─── RECORDED INFORMATION
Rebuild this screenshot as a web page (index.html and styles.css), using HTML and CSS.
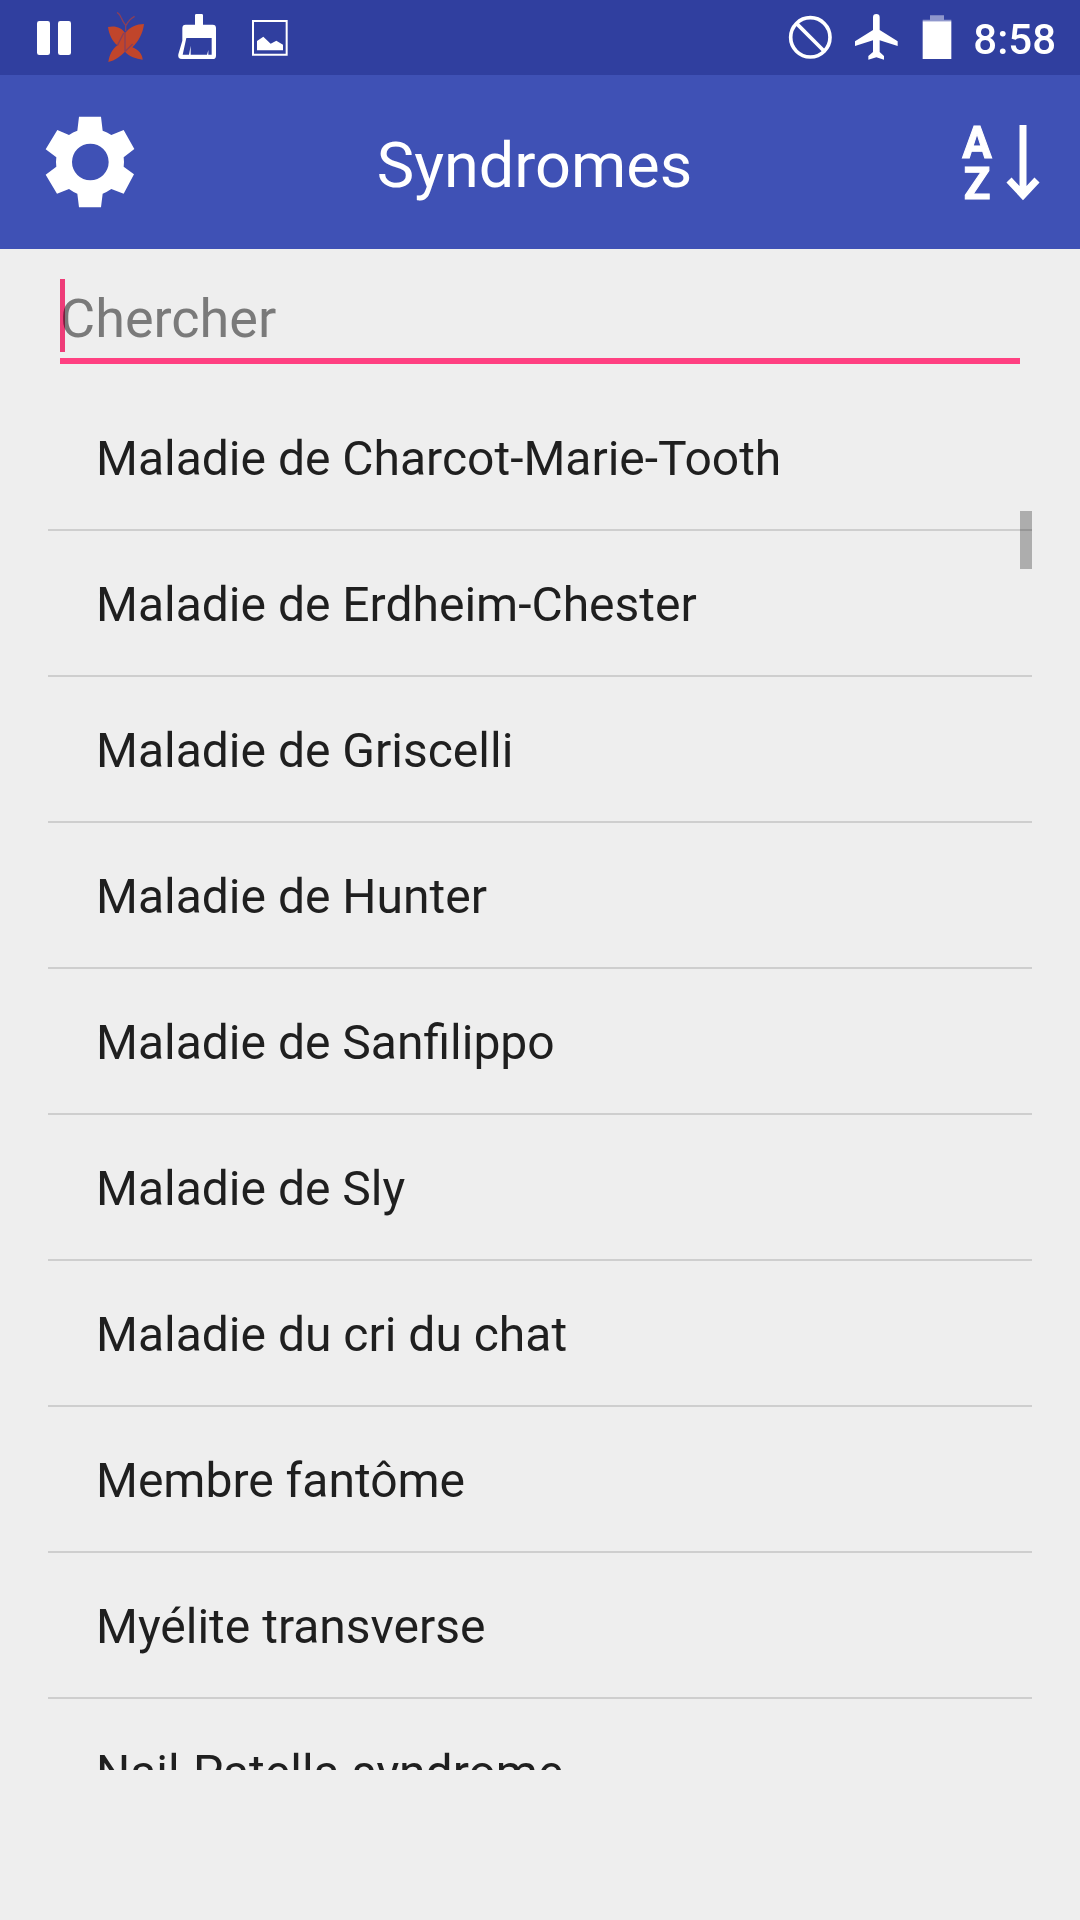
──────
─── RECORDED INFORMATION
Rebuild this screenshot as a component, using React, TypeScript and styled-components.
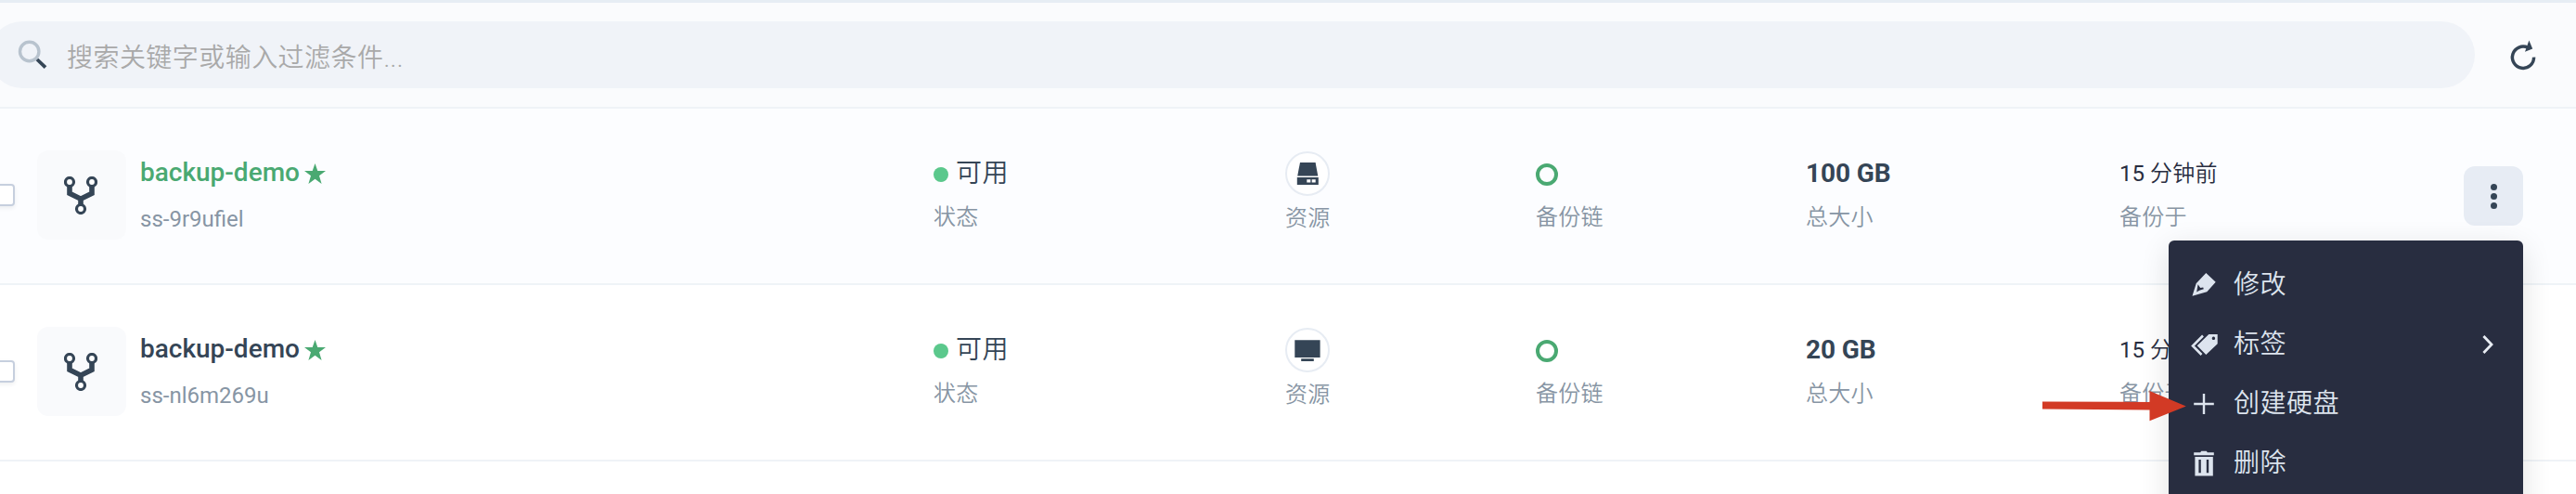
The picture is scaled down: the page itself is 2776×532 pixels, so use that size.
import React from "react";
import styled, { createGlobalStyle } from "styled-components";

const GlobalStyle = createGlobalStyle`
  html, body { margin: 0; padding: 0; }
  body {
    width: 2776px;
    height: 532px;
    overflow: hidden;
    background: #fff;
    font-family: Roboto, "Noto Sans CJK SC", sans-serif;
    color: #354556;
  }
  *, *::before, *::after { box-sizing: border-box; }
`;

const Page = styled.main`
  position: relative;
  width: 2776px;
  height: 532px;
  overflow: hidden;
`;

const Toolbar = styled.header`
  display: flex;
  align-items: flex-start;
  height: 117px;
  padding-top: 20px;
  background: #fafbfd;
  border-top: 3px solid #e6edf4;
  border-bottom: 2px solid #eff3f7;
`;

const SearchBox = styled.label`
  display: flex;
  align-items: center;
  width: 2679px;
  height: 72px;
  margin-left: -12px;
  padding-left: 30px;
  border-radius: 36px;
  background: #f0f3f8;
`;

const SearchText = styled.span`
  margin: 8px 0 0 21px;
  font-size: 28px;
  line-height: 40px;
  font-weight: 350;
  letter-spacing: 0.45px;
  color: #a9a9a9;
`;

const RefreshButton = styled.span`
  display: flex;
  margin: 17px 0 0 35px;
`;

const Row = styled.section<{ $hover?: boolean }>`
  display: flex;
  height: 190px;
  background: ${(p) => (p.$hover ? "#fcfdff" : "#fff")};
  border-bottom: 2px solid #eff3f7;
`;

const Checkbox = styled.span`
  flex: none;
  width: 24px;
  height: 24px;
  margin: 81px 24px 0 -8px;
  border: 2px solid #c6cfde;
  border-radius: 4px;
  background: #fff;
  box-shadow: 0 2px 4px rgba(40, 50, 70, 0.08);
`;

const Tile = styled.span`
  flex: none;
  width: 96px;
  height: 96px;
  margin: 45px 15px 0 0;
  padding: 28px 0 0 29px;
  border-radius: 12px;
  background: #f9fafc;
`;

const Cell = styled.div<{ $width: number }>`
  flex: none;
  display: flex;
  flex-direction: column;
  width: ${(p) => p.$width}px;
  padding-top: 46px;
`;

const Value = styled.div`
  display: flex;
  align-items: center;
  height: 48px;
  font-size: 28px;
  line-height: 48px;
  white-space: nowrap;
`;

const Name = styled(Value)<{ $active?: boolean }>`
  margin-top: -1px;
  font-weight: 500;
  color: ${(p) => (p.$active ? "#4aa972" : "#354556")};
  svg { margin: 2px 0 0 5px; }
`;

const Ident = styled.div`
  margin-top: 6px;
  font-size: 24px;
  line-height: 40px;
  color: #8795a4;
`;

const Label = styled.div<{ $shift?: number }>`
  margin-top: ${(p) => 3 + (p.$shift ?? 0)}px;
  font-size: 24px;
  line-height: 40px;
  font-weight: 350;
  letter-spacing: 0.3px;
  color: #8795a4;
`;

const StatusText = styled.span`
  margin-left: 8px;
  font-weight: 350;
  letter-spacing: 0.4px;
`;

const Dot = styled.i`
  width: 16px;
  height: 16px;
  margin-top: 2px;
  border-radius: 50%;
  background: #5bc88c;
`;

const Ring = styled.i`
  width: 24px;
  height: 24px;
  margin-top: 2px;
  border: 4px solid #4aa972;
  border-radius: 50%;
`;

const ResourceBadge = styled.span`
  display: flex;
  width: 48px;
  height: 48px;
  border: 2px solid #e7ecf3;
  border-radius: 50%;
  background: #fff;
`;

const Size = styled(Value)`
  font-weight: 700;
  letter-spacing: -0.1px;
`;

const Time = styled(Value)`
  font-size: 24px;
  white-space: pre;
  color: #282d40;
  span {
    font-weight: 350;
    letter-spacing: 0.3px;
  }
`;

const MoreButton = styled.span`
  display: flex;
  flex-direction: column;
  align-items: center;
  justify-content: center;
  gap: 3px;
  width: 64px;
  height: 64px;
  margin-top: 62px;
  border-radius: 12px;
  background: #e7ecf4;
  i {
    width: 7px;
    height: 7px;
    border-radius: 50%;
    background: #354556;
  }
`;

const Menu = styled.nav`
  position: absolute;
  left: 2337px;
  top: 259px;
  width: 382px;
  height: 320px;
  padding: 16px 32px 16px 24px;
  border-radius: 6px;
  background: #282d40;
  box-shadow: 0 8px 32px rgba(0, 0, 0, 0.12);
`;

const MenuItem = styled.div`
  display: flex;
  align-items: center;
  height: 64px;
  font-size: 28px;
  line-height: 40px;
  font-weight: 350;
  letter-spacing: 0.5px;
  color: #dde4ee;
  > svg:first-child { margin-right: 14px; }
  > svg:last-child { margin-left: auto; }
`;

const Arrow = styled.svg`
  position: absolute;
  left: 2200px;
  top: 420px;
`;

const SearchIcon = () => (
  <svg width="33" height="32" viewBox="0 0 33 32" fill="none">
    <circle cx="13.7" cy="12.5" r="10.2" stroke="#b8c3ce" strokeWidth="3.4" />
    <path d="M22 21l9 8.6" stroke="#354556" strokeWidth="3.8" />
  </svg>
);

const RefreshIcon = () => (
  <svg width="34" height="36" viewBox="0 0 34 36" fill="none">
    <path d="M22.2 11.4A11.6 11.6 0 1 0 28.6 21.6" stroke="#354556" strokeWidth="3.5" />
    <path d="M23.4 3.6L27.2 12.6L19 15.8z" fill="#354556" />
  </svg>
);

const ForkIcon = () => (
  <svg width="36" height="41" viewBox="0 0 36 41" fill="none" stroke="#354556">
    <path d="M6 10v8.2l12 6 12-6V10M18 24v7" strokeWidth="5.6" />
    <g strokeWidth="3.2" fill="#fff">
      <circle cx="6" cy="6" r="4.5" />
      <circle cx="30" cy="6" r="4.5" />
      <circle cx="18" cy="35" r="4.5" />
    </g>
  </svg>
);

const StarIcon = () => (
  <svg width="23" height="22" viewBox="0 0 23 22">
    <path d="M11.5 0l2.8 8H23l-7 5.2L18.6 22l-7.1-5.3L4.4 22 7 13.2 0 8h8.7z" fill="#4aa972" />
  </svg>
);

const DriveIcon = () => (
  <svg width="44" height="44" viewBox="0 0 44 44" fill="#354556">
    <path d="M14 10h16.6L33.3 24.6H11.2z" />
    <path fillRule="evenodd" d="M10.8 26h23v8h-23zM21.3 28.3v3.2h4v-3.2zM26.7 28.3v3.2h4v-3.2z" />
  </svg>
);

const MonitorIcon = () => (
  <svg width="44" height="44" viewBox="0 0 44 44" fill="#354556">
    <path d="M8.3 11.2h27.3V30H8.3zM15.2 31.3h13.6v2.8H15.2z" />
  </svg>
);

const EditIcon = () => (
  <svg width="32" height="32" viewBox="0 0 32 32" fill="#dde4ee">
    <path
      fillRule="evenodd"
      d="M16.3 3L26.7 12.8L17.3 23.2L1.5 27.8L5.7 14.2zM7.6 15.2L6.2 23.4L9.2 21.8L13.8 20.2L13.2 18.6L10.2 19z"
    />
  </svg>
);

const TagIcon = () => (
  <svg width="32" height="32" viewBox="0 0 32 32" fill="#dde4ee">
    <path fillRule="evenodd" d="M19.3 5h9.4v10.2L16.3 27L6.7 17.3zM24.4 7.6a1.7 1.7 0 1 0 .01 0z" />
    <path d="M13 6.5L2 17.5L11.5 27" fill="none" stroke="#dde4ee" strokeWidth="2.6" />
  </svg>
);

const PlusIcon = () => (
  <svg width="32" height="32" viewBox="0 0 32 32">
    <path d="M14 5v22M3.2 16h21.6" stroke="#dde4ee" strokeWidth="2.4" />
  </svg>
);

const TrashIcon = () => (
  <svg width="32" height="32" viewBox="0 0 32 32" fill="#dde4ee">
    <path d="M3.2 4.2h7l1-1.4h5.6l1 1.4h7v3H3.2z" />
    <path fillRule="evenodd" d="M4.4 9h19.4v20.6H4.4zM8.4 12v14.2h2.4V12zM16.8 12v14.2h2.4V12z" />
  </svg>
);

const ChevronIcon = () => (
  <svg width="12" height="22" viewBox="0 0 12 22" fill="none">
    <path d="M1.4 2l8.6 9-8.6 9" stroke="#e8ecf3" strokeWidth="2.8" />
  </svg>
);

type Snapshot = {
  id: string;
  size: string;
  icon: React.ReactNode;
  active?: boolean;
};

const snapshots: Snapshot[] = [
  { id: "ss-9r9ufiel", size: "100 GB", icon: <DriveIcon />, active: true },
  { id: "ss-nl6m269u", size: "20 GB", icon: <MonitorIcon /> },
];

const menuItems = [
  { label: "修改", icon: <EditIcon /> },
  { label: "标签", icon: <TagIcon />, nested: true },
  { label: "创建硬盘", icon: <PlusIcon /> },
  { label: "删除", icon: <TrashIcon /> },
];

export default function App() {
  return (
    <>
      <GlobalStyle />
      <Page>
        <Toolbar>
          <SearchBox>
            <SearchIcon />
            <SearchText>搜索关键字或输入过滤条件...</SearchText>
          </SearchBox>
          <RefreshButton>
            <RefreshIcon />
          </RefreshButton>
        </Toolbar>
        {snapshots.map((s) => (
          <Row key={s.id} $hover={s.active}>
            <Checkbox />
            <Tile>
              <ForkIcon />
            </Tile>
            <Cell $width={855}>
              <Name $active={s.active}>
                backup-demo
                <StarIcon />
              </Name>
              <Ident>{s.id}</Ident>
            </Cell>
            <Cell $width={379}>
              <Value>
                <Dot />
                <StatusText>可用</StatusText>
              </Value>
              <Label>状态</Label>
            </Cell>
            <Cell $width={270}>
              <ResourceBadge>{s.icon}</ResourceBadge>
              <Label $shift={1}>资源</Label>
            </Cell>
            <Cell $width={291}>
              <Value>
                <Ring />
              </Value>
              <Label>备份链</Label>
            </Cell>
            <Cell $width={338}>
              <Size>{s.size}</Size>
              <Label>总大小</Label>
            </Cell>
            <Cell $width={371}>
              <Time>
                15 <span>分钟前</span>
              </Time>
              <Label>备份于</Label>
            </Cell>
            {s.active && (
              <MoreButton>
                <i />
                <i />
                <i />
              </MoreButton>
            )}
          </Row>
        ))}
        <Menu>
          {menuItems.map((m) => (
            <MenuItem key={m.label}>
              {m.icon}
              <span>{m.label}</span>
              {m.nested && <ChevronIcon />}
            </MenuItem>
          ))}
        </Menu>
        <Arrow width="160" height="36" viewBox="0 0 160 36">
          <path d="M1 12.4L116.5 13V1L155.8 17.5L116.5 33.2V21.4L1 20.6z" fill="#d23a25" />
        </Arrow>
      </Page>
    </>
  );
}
──────
[EXERCISE PROMPT]: Copy in full each line that holds the word "using".

[EXERCISE RESPONSE]:
Rebuild this screenshot as a web page (index.html and styles.css), using HTML and CSS.
Rebuild this screenshot as a component, using React, TypeScript and styled-components.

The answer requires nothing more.